# abstract algebra help

• Apr 1st 2009, 02:40 PM
dori1123
abstract algebra help
Show that if the field $K$ is generated over $F$ by the elements $\alpha_1, \alpha_2, ..., \alpha_n,
$
, where each $\alpha_i$ is not algebraic over $F$, then an automorphism $\sigma$ of $K$ fixing $F$ is uniquely determined by $\sigma(\alpha_1), \sigma(\alpha_2), ..., \sigma(\alpha_n)
$
. In particular, show that an automorphism fixes $K$ if and only if it fixes a set of generators for $K$.

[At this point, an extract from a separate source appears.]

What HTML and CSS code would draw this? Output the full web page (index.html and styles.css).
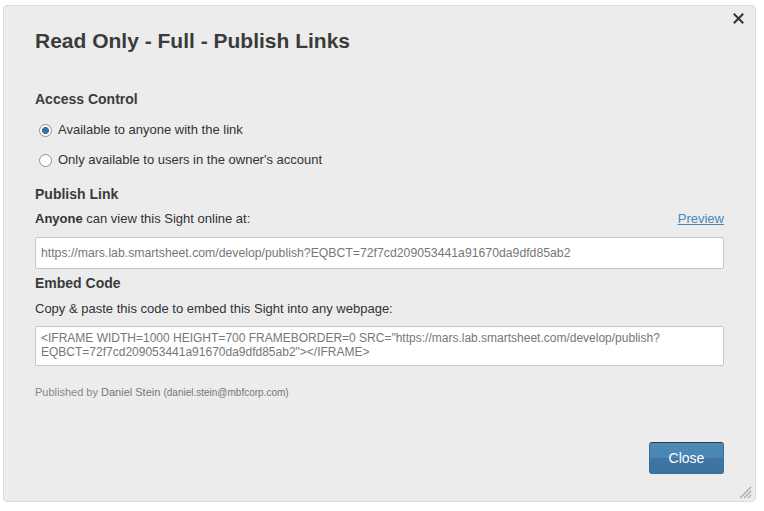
FILE: index.html
```html
<!DOCTYPE html>
<html>
<head>
<meta charset="utf-8">
<link rel="stylesheet" href="styles.css">
</head>
<body>
<div class="dialog">
  <button class="close-x" aria-label="Close">
    <svg width="11" height="11" viewBox="0 0 11 11"><path d="M1.5 1.5 L9.5 9.5 M9.5 1.5 L1.5 9.5" stroke="#333" stroke-width="2" stroke-linecap="square"/></svg>
  </button>
  <h1 class="title">Read Only - Full - Publish Links</h1>

  <h2 class="section access">Access Control</h2>
  <div class="radios">
    <label class="radio-row"><input type="radio" name="acc" class="radio" checked> Available to anyone with the link</label>
    <label class="radio-row"><input type="radio" name="acc" class="radio"> Only available to users in the owner's account</label>
  </div>

  <h2 class="section publish">Publish Link</h2>
  <div class="line-row">
    <span><b>Anyone</b> can view this Sight online at:</span>
    <a class="preview" href="#">Preview</a>
  </div>
  <div class="field link">https://mars.lab.smartsheet.com/develop/publish?EQBCT=72f7cd209053441a91670da9dfd85ab2</div>

  <h2 class="section embed">Embed Code</h2>
  <div class="line-row copy">Copy &amp; paste this code to embed this Sight into any webpage:</div>
  <div class="field area">&lt;IFRAME WIDTH=1000 HEIGHT=700 FRAMEBORDER=0 SRC="https://mars.lab.smartsheet.com/develop/publish?<br>EQBCT=72f7cd209053441a91670da9dfd85ab2"&gt;&lt;/IFRAME&gt;</div>

  <div class="published">Published by <span class="name">Daniel Stein</span> <span class="email">(daniel.stein@mbfcorp.com)</span></div>

  <div class="footer">
    <button class="btn-close">Close</button>
  </div>

  <svg class="grip" width="13" height="13" viewBox="0 0 13 13">
    <path d="M1 12 L12 1 M5 12 L12 5 M9 12 L12 9" stroke="#a8a8a8" stroke-width="1.2"/>
  </svg>
</div>
</body>
</html>
```
FILE: styles.css
```css
html, body {
  margin: 0;
  padding: 0;
  background: #ffffff;
}
body {
  font-family: "Liberation Sans", Arial, sans-serif;
  color: #333;
}
.dialog {
  position: relative;
  box-sizing: border-box;
  width: 753px;
  height: 497px;
  margin: 5px 0 0 3px;
  padding: 23px 31px 0 31px;
  background: #ececec;
  border: 1px solid #dcdcdc;
  border-radius: 4px;
  display: flex;
  flex-direction: column;
}
.close-x {
  position: absolute;
  top: 7px;
  right: 11px;
  padding: 0;
  border: 0;
  background: none;
  width: 11px;
  height: 11px;
  line-height: 0;
}
.title {
  margin: 0;
  font-size: 21px;
  line-height: 24px;
  font-weight: bold;
  color: #3b3b3b;
}
.section {
  margin: 0;
  font-size: 14px;
  line-height: 18px;
  font-weight: bold;
  color: #3b3b3b;
}
.access { margin-top: 37px; }
.radios {
  display: flex;
  flex-direction: column;
  gap: 10px;
  margin-top: 12px;
}
.radio-row {
  display: flex;
  align-items: center;
  font-size: 13px;
  line-height: 20px;
  color: #333;
  padding-left: 4px;
}
.radio {
  appearance: none;
  -webkit-appearance: none;
  box-sizing: border-box;
  width: 13px;
  height: 13px;
  margin: 0 6px 0 0;
  border: 1px solid #8f8f8f;
  border-radius: 50%;
  background: #fff;
  position: relative;
}
.radio:checked {
  background: radial-gradient(circle, #3d6ea8 0, #3d6ea8 3.2px, #fff 3.8px);
}
.publish { margin-top: 15px; }
.line-row {
  display: flex;
  justify-content: space-between;
  font-size: 13px;
  line-height: 18px;
  margin-top: 7px;
  color: #333;
}
.line-row b { color: #333; }
.preview {
  color: #4a86b8;
  text-decoration: underline;
}
.field {
  box-sizing: border-box;
  height: 32px;
  margin-top: 10px;
  padding: 0 5px;
  background: #fff;
  border: 1px solid #c6c6c6;
  border-radius: 2px;
  font-size: 12.25px;
  line-height: 30px;
  color: #777;
  white-space: nowrap;
}
.field.link { margin-top: 9px; }
.embed { margin-top: 5px; }
.copy { margin-top: 8px; }
.field.area {
  height: 40px;
  margin-top: 8px;
  padding-top: 4px;
  font-size: 12px;
  line-height: 14px;
}
.published {
  margin-top: 18px;
  font-size: 11px;
  line-height: 16px;
  color: #888;
}
.published .name { color: #777; }
.published .email { font-size: 10px; color: #777; }
.footer {
  display: flex;
  justify-content: flex-end;
  margin-top: 41px;
}
.btn-close {
  width: 75px;
  height: 32px;
  border: 1px solid #3e6f98;
  border-top-color: #3a3a3a;
  border-radius: 3px;
  background: linear-gradient(#4e8ab8 0, #4a86b4 50%, #3f76a4 51%, #3d72a0 100%);
  color: #fff;
  font-family: "Liberation Sans", Arial, sans-serif;
  font-size: 14px;
  padding: 0;
}
.grip {
  position: absolute;
  right: 3px;
  bottom: 2px;
}
```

I think I need to define $K$, but I'm not sure how to do it. Can anyone help?
• Apr 1st 2009, 07:16 PM
NonCommAlg
Quote:

Originally Posted by dori1123
Show that if the field $K$ is generated over $F$ by the elements $\alpha_1, \alpha_2, ..., \alpha_n,
$
, where each $\alpha_i$ is not algebraic over $F$, then an automorphism $\sigma$ of $K$ fixing $F$ is uniquely determined by $\sigma(\alpha_1), \sigma(\alpha_2), ..., \sigma(\alpha_n)
$
. In particular, show that an automorphism fixes $K$ if and only if it fixes a set of generators for $K$.

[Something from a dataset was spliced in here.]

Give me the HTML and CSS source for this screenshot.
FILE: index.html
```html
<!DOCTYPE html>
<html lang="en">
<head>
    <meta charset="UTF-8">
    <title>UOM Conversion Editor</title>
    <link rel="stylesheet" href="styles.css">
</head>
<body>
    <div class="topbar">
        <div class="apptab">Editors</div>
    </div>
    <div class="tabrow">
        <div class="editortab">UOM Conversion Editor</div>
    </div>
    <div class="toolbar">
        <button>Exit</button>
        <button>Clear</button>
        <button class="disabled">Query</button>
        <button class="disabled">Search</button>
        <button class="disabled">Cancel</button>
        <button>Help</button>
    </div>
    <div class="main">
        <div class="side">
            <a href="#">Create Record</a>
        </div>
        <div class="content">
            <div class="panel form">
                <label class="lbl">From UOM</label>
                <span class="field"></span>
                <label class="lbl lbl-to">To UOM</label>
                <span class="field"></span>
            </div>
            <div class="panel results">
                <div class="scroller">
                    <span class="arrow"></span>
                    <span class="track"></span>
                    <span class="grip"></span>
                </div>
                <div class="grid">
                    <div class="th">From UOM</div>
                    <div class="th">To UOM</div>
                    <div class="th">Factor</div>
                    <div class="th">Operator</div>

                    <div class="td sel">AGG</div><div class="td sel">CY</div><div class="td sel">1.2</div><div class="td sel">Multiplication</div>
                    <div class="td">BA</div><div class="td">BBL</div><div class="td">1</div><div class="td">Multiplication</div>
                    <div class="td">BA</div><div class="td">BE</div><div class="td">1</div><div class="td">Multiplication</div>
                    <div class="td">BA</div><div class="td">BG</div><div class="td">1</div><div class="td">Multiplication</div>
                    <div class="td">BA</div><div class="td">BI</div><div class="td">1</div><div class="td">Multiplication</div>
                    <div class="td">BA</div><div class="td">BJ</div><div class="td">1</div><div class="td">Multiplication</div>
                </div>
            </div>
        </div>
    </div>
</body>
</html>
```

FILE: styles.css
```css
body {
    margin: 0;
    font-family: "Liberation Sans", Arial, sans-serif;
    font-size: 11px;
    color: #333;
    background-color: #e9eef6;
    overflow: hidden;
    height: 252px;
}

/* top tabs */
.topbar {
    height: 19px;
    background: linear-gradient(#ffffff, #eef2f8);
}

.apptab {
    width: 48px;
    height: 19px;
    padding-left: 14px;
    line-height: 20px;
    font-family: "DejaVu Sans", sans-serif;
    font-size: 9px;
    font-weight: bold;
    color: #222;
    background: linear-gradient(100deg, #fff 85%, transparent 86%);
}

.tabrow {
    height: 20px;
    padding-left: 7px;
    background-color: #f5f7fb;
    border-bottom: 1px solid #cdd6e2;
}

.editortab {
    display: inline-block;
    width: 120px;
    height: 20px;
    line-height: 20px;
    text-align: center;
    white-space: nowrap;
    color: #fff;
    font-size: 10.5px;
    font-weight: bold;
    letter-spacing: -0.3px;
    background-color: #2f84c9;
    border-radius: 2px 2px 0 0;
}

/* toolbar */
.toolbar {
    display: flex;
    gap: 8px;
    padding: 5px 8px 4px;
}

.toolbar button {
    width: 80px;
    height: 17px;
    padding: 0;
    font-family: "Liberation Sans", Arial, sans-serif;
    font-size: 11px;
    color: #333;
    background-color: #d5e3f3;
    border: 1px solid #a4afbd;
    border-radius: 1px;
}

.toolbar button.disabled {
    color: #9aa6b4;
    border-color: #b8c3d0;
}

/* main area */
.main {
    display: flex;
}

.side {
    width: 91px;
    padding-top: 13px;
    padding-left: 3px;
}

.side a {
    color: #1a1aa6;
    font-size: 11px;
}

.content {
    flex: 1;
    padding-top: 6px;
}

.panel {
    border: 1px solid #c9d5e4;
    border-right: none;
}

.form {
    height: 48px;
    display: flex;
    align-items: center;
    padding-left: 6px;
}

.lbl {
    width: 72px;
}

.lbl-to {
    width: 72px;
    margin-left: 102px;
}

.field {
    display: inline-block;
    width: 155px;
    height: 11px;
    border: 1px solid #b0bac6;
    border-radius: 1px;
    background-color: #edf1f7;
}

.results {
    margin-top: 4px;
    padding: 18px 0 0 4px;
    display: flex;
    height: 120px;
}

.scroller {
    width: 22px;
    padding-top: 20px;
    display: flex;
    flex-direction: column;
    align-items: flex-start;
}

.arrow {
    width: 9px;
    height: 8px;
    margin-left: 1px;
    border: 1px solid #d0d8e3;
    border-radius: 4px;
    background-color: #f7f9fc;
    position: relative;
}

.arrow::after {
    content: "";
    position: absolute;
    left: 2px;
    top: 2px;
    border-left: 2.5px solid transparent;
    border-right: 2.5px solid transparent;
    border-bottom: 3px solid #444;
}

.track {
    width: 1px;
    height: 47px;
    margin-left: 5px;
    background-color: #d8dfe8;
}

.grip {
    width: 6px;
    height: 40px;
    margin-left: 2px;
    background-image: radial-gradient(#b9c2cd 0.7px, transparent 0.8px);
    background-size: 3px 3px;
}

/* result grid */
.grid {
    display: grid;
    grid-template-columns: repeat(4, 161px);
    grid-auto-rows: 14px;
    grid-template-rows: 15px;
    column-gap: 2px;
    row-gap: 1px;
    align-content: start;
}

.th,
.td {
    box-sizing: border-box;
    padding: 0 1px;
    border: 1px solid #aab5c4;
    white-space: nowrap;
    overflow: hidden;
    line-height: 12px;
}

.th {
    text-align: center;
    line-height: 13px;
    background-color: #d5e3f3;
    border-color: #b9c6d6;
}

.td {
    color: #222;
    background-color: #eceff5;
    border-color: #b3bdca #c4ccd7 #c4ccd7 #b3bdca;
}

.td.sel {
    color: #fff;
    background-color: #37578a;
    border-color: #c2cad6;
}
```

I think I need to define $K$, but I'm not sure how to do it. Can anyone help?

are you sure the assumption is not that "the set $\{\alpha_1, \alpha_2, \cdots , \alpha_n \}$ is algebraically independent over $F$ ?" this is very different from "each $\alpha_i$ being transcendental (= not algebraic) over $F$."
• Apr 1st 2009, 07:56 PM
dori1123
Quote:

Originally Posted by NonCommAlg
are you sure the assumption is not that "the set $\{\alpha_1, \alpha_2, \cdots , \alpha_n \}$ is algebraically independent over $F$ ?" this is very different from "each $\alpha_i$ being transcendental (= not algebraic) over $F$."

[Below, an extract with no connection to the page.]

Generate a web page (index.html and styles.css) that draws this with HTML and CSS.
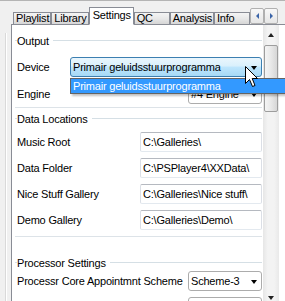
FILE: index.html
```html
<!DOCTYPE html>
<html lang="en">
<head>
    <meta charset="UTF-8">
    <title>Settings</title>
    <link rel="stylesheet" href="styles.css">
</head>
<body>
    <div class="window">
        <div class="tabbar">
            <div class="tab">Playlist</div>
            <div class="tab">Library</div>
            <div class="tab active">Settings</div>
            <div class="tab">QC</div>
            <div class="tab">Analysis</div>
            <div class="tab">Info</div>
            <div class="tab-scroll">
                <div class="tab-arrow"><span class="tri-left"></span></div>
                <div class="tab-arrow"><span class="tri-right"></span></div>
            </div>
        </div>

        <div class="pane-row">
            <div class="side"><div class="side-line"></div></div>
            <div class="panel">
                <div class="scroll-area">
                    <div class="content">
                        <div class="group-title output-title">Output</div>
                        <div class="row device-row">
                            <label>Device</label>
                            <div class="combo wide focused">Primair geluidsstuurprogramma</div>
                        </div>
                        <div class="row engine-row">
                            <label>Engine</label>
                            <div class="combo">#4 Engine</div>
                        </div>
                        <div class="sep first-sep"></div>

                        <div class="group-title data-title">Data Locations</div>
                        <div class="row">
                            <label>Music Root</label>
                            <input class="field" type="text" value="C:\Galleries\">
                        </div>
                        <div class="row">
                            <label>Data Folder</label>
                            <input class="field" type="text" value="C:\PSPlayer4\XXData\">
                        </div>
                        <div class="row">
                            <label>Nice Stuff Gallery</label>
                            <input class="field" type="text" value="C:\Galleries\Nice stuff\">
                        </div>
                        <div class="row">
                            <label>Demo Gallery</label>
                            <input class="field" type="text" value="C:\Galleries\Demo\">
                        </div>
                        <div class="sep"></div>

                        <div class="group-title proc-title">Processor Settings</div>
                        <div class="row scheme-row">
                            <label>Processr Core Appointmnt Scheme</label>
                            <div class="combo">Scheme-3</div>
                        </div>
                        <div class="row">
                            <label>Phase Primer (msec)</label>
                            <div class="combo">1</div>
                        </div>
                    </div>
                    <div class="vscroll">
                        <div class="sb-btn"><span class="tri-up"></span></div>
                        <div class="thumb"><span class="grip"></span></div>
                        <div class="track"></div>
                        <div class="sb-btn"><span class="tri-down"></span></div>
                    </div>
                </div>
            </div>
        </div>

        <div class="popup">Primair geluidsstuurprogramma</div>

        <svg class="cursor" width="14" height="22" viewBox="0 0 14 22">
            <path d="M0.5 0.5 L0.5 17.5 L4.5 13.5 L7.5 20.5 L10 19.5 L7.2 12.5 L12.5 12.5 Z" fill="#fff" stroke="#000" stroke-width="1" stroke-linejoin="miter"/>
        </svg>
    </div>
</body>
</html>
```

FILE: styles.css
```css
body {
    margin: 0;
    font-family: "Liberation Sans", Arial, sans-serif;
    font-size: 11px;
    letter-spacing: -0.2px;
    color: #000;
    background: #f0f0f0;
    overflow: hidden;
}
.window {
    position: relative;
    height: 301px;
    box-sizing: border-box;
    border-top: 1px solid #b4b4b4;
    overflow: hidden;
}

/* tabs */
.tabbar {
    display: flex;
    align-items: flex-end;
    height: 24px;
    padding-left: 13px;
    margin-bottom: -1px;
}
.tab {
    position: relative;
    z-index: 1;
    box-sizing: border-box;
    height: 13px;
    min-width: 36px;
    padding: 0 2px;
    line-height: 11px;
    border: 1px solid #898c95;
    background: linear-gradient(#f4f4f4, #e8e8e8 50%, #d6d6d6);
    white-space: nowrap;
}
.tab.active {
    height: 18px;
    padding: 2px 3px 0;
    background: #fff;
    border-bottom-color: #fff;
}
.tab-scroll {
    display: flex;
    align-self: flex-start;
    margin: 7px 7px 0 auto;
}
.tab-arrow {
    box-sizing: border-box;
    width: 14px;
    height: 16px;
    border: 1px solid #b0b0b0;
    border-radius: 2px;
    background: linear-gradient(#f8f8f8, #e6e6e6);
    display: flex;
    align-items: center;
    justify-content: center;
}
.tri-left {
    border-top: 3px solid transparent;
    border-bottom: 3px solid transparent;
    border-right: 3px solid #3b64a8;
}
.tri-right {
    border-top: 3px solid transparent;
    border-bottom: 3px solid transparent;
    border-left: 3px solid #3b64a8;
}

/* panel */
.pane-row {
    display: flex;
}
.side {
    width: 11px;
    flex: none;
}
.side-line {
    width: 0;
    height: 280px;
    margin: 9px 0 0 5px;
    border-left: 1px solid #d9d9d9;
    border-right: 1px solid #fff;
}
.panel {
    flex: none;
    width: 290px;
    border: 1px solid #898c95;
    background: #fff;
}
.scroll-area {
    display: flex;
    height: 283px;
    overflow: hidden;
}
.content {
    box-sizing: border-box;
    width: 251px;
    flex: none;
    padding-right: 1px;
}

.group-title {
    display: flex;
    align-items: center;
    height: 13px;
    line-height: 13px;
    padding-left: 3px;
    white-space: nowrap;
}
.group-title::before {
    content: "";
    width: 2px;
    height: 1px;
    margin-top: -2px;
    background: #d5dfe5;
}
.group-title::after {
    content: "";
    flex: 1;
    height: 1px;
    margin: -2px 0 0 4px;
    background: #d5dfe5;
}
.output-title { margin-top: 10px; }
.data-title { margin-top: 5px; }
.proc-title { margin-top: 20px; }

.sep {
    height: 1px;
    margin: 6px 0 0 3px;
    background: #dde3e8;
}
.first-sep { margin-top: 3px; }

.row {
    display: flex;
    align-items: center;
    height: 20px;
    margin-top: 6px;
}
.device-row { margin-top: 9px; }
.engine-row { margin-top: 7px; }
.scheme-row { margin-top: 1px; }
.row label {
    padding-left: 5px;
    white-space: nowrap;
}

.combo {
    box-sizing: border-box;
    width: 74px;
    height: 20px;
    margin-left: auto;
    padding-left: 2px;
    display: flex;
    align-items: center;
    border: 1px solid #acacac;
    border-radius: 3px;
    background: #fff;
    white-space: nowrap;
}
.combo::after {
    content: "";
    margin: 1px 4px 0 auto;
    border-left: 3.5px solid transparent;
    border-right: 3.5px solid transparent;
    border-top: 4px solid #000;
}
.combo.wide {
    width: 192px;
}
.combo.focused {
    border-color: #3c7fb1;
    background: linear-gradient(#eaf6fd, #d9f0fc 45%, #bee6fd 50%, #a7d9f5);
}
.field {
    box-sizing: border-box;
    width: 122px;
    height: 20px;
    margin: 0 0 0 auto;
    padding: 0 0 0 2px;
    font: inherit;
    letter-spacing: inherit;
    color: #000;
    border: 1px solid;
    border-color: #b5b9c0 #dbdfe6 #e3e9ef #dbdfe6;
    border-radius: 2px;
    background: #fff;
    outline: none;
}

/* scrollbar */
.vscroll {
    box-sizing: border-box;
    width: 16px;
    flex: none;
    display: flex;
    flex-direction: column;
    background: linear-gradient(to right, #e6e6e6, #f3f3f3 30%, #f3f3f3 70%, #e9e9e9);
}
.sb-btn {
    height: 20px;
    flex: none;
    display: flex;
    align-items: center;
    justify-content: center;
}
.tri-up {
    border-left: 3.5px solid transparent;
    border-right: 3.5px solid transparent;
    border-bottom: 4px solid #222;
}
.tri-down {
    border-left: 3.5px solid transparent;
    border-right: 3.5px solid transparent;
    border-top: 4px solid #222;
}
.thumb {
    box-sizing: border-box;
    height: 67px;
    margin: 0 1px;
    flex: none;
    display: flex;
    align-items: center;
    justify-content: center;
    border: 1px solid #9d9d9d;
    border-radius: 2px;
    background: linear-gradient(to right, #f5f5f5, #e8e8e8 50%, #d6d6d6);
}
.grip {
    width: 7px;
    height: 1px;
    background: #707070;
}
.track {
    flex: 1;
}

/* open dropdown */
.popup {
    position: absolute;
    left: 70px;
    top: 77px;
    width: 222px;
    height: 16px;
    box-sizing: border-box;
    padding-left: 2px;
    line-height: 14px;
    color: #fff;
    background: #3399ff;
    border: 1px solid #646464;
    box-shadow: 2px 2px 2px rgba(0,0,0,0.25);
    white-space: nowrap;
}
.cursor {
    position: absolute;
    left: 245px;
    top: 65px;
}
```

Yes, it says "do not assume the $\alpha$'s are algebraic over $F$
• Apr 1st 2009, 09:58 PM
NonCommAlg
Quote:

Originally Posted by dori1123

Yes, it says "do not assume the $\alpha$'s are algebraic over $F$

every element of $K$ is in the form $u=\frac{P(\alpha_1, \cdots , \alpha_n)}{Q(\alpha_1, \cdots , \alpha_n)},$ where $P, Q$ are polynomials in $\alpha_1, \cdots , \alpha_n$ with coefficients in $F$ and $Q(\alpha_1, \cdots , \alpha_n) \neq 0.$ if $\alpha_i$ were algebraic over $F,$ then elements of $K$

would have simpler forms, that is in the form $P(\alpha_1, \cdots , \alpha_n).$ anyway, if $\sigma$ is an $F$ automorphism of $K,$ then $\sigma(u)=\frac{P(\sigma(\alpha_1), \cdots , \sigma(\alpha_n))}{Q(\sigma(\alpha_1), \cdots , \sigma(\alpha_n))}.$ now you should be able to solve your problem easily.